MORGANTOWN — Surgeons at WVU Medicine have helped a man return to his family after a severe motor vehicle accident.

The patient, traveling with others in Maryland, suffered a traumatic brain injury and internal abdominal injuries in the crash. He was airlifted to WVU Medicine J.W. Ruby Memorial Hospital for treatment.

“When he arrived here, he had multiple life-threatening injuries and was in profound shock from the blood loss,” said Dr. Alison Wilson, executive chair of the WVU Critical Care and Trauma Institute. “Our priority was to stop the bleeding in his abdomen and get him to the operating room to manage his head injury.”

The patient’s intestines were separated due to the abdominal trauma. Over a series of surgeries, the surgeons successfully reattached them.

Dr. Wilson explained that the severe shock increased the risk of complications like infection and poor healing. “That degree of injury depletes the body’s nutrition and immune system,” she said. To manage this, the wound was kept open to prevent drainage into the abdomen, allowing the body to recover before more procedures were performed.

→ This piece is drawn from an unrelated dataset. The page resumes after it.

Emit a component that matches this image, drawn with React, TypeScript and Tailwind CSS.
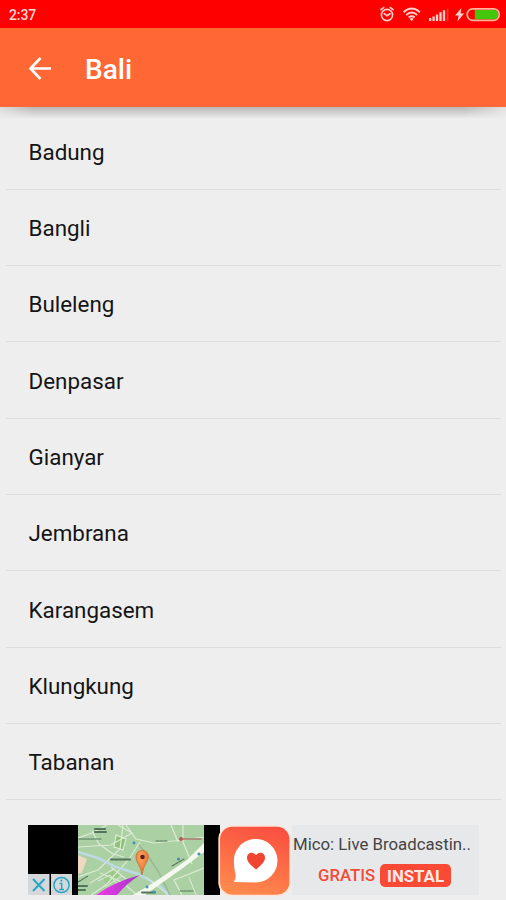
const regencies = [
  'Badung',
  'Bangli',
  'Buleleng',
  'Denpasar',
  'Gianyar',
  'Jembrana',
  'Karangasem',
  'Klungkung',
  'Tabanan',
];

function StatusIcons() {
  return (
    <svg width="126" height="28" viewBox="0 0 126 28" fill="none" stroke="#ffd2cc">
      {/* alarm */}
      <circle cx="7" cy="15" r="5.6" strokeWidth="1.6" />
      <path d="M1 9.6 3.6 7.6M13 9.6 10.4 7.6M4.3 13.6 7 15.8l3-2" strokeWidth="1.7" strokeLinecap="round" />
      {/* wifi */}
      <path d="M23.5 12.2q8.2-7.4 16.4 0M26.2 15q5.5-4.8 11 0M28.7 17.4q3-2.4 6 0" strokeWidth="1.9" />
      <path d="m29.7 18.7 2 2.5 2-2.5q-2-1.4-4 0Z" fill="#ffd2cc" stroke="none" />
      {/* signal */}
      <path d="M50.200 18v3M53.600 16.500V21M57 14.500V21M60.500 12.300V21" strokeWidth="2.300" />
      <path d="M64 10.300V21" strokeWidth="2.300" />
      <path d="M67.600 8.800V21" stroke="#ff3a30" strokeWidth="1.600" />
      {/* charging */}
      <path d="m94.500 8-6.500 7.600h3.600L90.500 21.400l6.500-7.800h-3.500Z" transform="translate(-13 0)" fill="#ffd2cc" stroke="none" />
      <rect x="87.200" y="8.800" width="32" height="11.600" rx="5.600" stroke="#ffb5a0" strokeWidth="1.700" />
      <path d="M94.800 10H114a4.200 4.200 0 0 1 4.200 4.600A4.200 4.200 0 0 1 114 19.300H94.800Z" fill="#43c60b" stroke="none" />
    </svg>
  );
}

function MapPreview() {
  return (
    <svg width="126" height="70" viewBox="0 0 126 70" className="shrink-0">
      <defs>
        <linearGradient id="beam" x1="0" x2="1">
          <stop offset="0" stopColor="#f03be8" />
          <stop offset="1" stopColor="#a634c8" />
        </linearGradient>
        <radialGradient id="pin" cx=".4" cy=".3">
          <stop offset="0" stopColor="#ffa768" />
          <stop offset="1" stopColor="#ee7c35" />
        </radialGradient>
      </defs>
      <rect width="126" height="70" fill="#abd0a3" />
      <path d="M0 30 9 34 4 48 0 49Z" fill="#edd9c2" />
      <path d="M39 11 48 14 46 25 36 21Z" fill="#8fc177" />
      <path d="m24 50 13-5 5 6-14 8Z" fill="#9bcb88" />
      <g fill="none" stroke="#dcebd5">
        <path d="M0 13 14 8 29 0M14 6l7 13 14 10 11 3M0 52 20 45 42 24 45 0M0 22 33 20 54 8 40 0M48 0 58 14 76 18 105 15 126 12M62 17 51 34 28 60 13 70M22 48l22 9 15 13M33 42 48 54M12 58l24-14M105 0v17l9 22M93 0l7 17M104 70 96 55 126 43M38 10l10 4-3 11-9-3Z" strokeWidth="1.2" />
        <path d="M0 27 20 33 38 42 60 49 82 61 91 70" stroke="#bcd9e4" strokeWidth="2.5" />
        <path d="M61 20 70 31 80 46 92 70" stroke="#9db59a" strokeWidth="1.4" />
        <path d="m20 56 12-6 7 9M27 62l17-11M68 52l22 18M111 52l7 18" strokeWidth="1" />
      </g>
      <path d="M55 70 75 58 109 35 126 18v9L105 43 67 70Z" fill="#f5f8ee" />
      <path d="M18 70q18-13 44-20-13 8-23 20Z" fill="url(#beam)" />
      <g fill="none" stroke="#53735a" strokeLinecap="round">
        <path d="M17 4h10M17 7h11M33 34.5h20M0 61h9M64 67.5h13M0 65h7" strokeWidth="2" strokeDasharray="3 1" />
        <path d="M1 14h22M78 16h12M94 41l12-7M102 66h13M0 57l10-6" strokeWidth="1.1" strokeDasharray="3 1" />
        <path d="M105 14h18" stroke="#a9776d" strokeWidth="1.7" />
      </g>
      <circle cx="103" cy="14" r="2" fill="#b65c50" />
      <g fill="#3f91b5">
        <circle cx="56" cy="18" r="1.4" />
        <circle cx="100.500" cy="34" r="1.6" />
        <circle cx="121" cy="29" r="1.6" />
        <circle cx="69" cy="62" r="1.4" />
        <circle cx="76" cy="67" r="1.5" />
      </g>
      <path d="M64 50q-1-7-4.200-12C57.800 35 58 32 58 31.500a6.200 6.200 0 0 1 12.400 0C70.400 37 65.500 39 64 50Z" fill="url(#pin)" stroke="#b96a36" strokeWidth=".7" />
      <circle cx="64.500" cy="32" r="2.300" fill="#641c1c" />
    </svg>
  );
}

function AdBadges() {
  return (
    <svg width="46" height="21" viewBox="0 0 46 21" fill="none" stroke="#2ba5c4">
      <path d="M0 0h21.500v21H0ZM23 0h21v21H23Z" fill="#d5d8da" stroke="none" />
      <path d="m5 5 11.500 12M16.500 5 5 17" strokeWidth="2" />
      <circle cx="33.500" cy="11" r="7.600" strokeWidth="1.500" />
      <path d="M31.500 9.600h2.200v5.800M31.300 15.400h4.700" strokeWidth="1.500" />
      <circle cx="33.400" cy="6.600" r="1.100" fill="#2ba5c4" stroke="none" />
    </svg>
  );
}

function AppLogo() {
  return (
    <svg width="74" height="72" viewBox="0 0 74 72" className="relative -ml-[2px] block shrink-0">
      <defs>
        <linearGradient id="logo" x1=".65" x2=".35" y1="0" y2="1">
          <stop offset="0" stopColor="#fa5040" />
          <stop offset="1" stopColor="#ff8a4c" />
        </linearGradient>
      </defs>
      <rect x="1.200" y="1" width="71" height="69.500" rx="13" fill="url(#logo)" stroke="#ffe4d8" strokeWidth="1.700" />
      <path d="M15.500 57c2.500-3 2.300-5.500 2-8-.8-3-1.500-7-1.500-11a21.800 21.800 0 1 1 21.800 19.500Z" fill="white" />
      <path d="M38 44.500C34 41 29 37.500 29 32.800c0-5.700 6.500-6.800 9-2.600 2.500-4.200 9-3.100 9 2.600 0 4.700-5 8.200-9 11.700Z" fill="#f24432" />
    </svg>
  );
}

export default function App() {
  return (
    <main className="flex h-[900px] w-[506px] flex-col overflow-hidden bg-[#eeeeee] font-[Roboto,sans-serif] text-[#151515]">
      <div className="flex h-7 shrink-0 items-center justify-between bg-[#ff0000] pl-[9px]">
        <span className="pt-[2px] text-[14px] font-medium tracking-[-0.1px] text-[#ffd8d4]">2:37</span>
        <StatusIcons />
      </div>
      <header className="flex h-[79px] shrink-0 items-center bg-[#ff6835] pl-[28px] text-white">
        <svg width="24" height="24" viewBox="0 0 24 24" fill="none" stroke="white" strokeWidth="2.600">
          <path d="M23 12.500H2.500M12.500 2 2.500 12.500 12.500 23" />
        </svg>
        <h1 className="ml-[33px] pt-[4px] text-[28px] font-medium leading-8">Bali</h1>
      </header>
      <div className="h-3 shrink-0 bg-gradient-to-b from-[#b8b8b8] via-[#d2d2d2] to-[#eeeeee] [mask-image:linear-gradient(to_right,rgba(0,0,0,0.3),black_32px,black_465px,rgba(0,0,0,0.2)_506px)]" />
      <ul className="-mt-[5.8px] shrink-0 pl-[6px] pr-[5px]">
        {regencies.map((name) => (
          <li key={name} className="flex h-[76.37px] items-center border-b border-[#dddddd] pl-[22.5px] pt-[3px] text-[22.4px]">
            {name}
          </li>
        ))}
      </ul>
      <section className="ml-[28px] mt-[25px] flex h-[71px] w-[451px] shrink-0">
        <div className="flex h-[70px] w-[192px] shrink-0 bg-black">
          <div className="flex w-[50px] shrink-0 items-end">
            <AdBadges />
          </div>
          <MapPreview />
        </div>
        <AppLogo />
        <div className="h-[70px] flex-1 whitespace-nowrap bg-[#e7e8ea] pl-px">
          <p className="pt-[7px] text-[16.8px] leading-6 text-[#444444]">Mico: Live Broadcastin..</p>
          <div className="ml-[25px] mt-[7px] flex items-center text-[16.8px] leading-[23px] text-[#f14c38]">
            <span className="w-[62px] pt-px font-medium">GRATIS</span>
            <span className="h-[23px] w-[71px] rounded-[5px] bg-[#fa4a36] pt-px text-center font-bold text-[#ffe9e4]">INSTAL</span>
          </div>
        </div>
      </section>
    </main>
  );
}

Patients often need to wait eight months to a year for scar tissue to soften before surgeons can perform complete repairs without causing additional damage. During this period, patients receive total parenteral nutrition intravenously since consuming food can lead to further intestinal leakage and a higher risk of infection.

Dr. Guilherme Costa, WVU Cancer Institute surgical oncologist, joined WVU Medicine in September 2023 and took on the patient’s case. Coordinating with his doctors, Dr. Costa performed the surgical repair of the intestine.

“The trauma surgeons did exactly what they needed to do to increase his chances of survival,” Costa said. The priority was managing the head injury to ensure survival. Once resolved, they closed his intestine and abdomen, enabling the patient to eat and heal effectively.

After a month of recovery, including physical therapy and the gradual reintroduction of food, the patient was discharged to recover at home with his family.

“I’m very grateful to the nurses and doctors here,” the patient said. “They’ve treated me like family and made sure I have everything I need to go home.”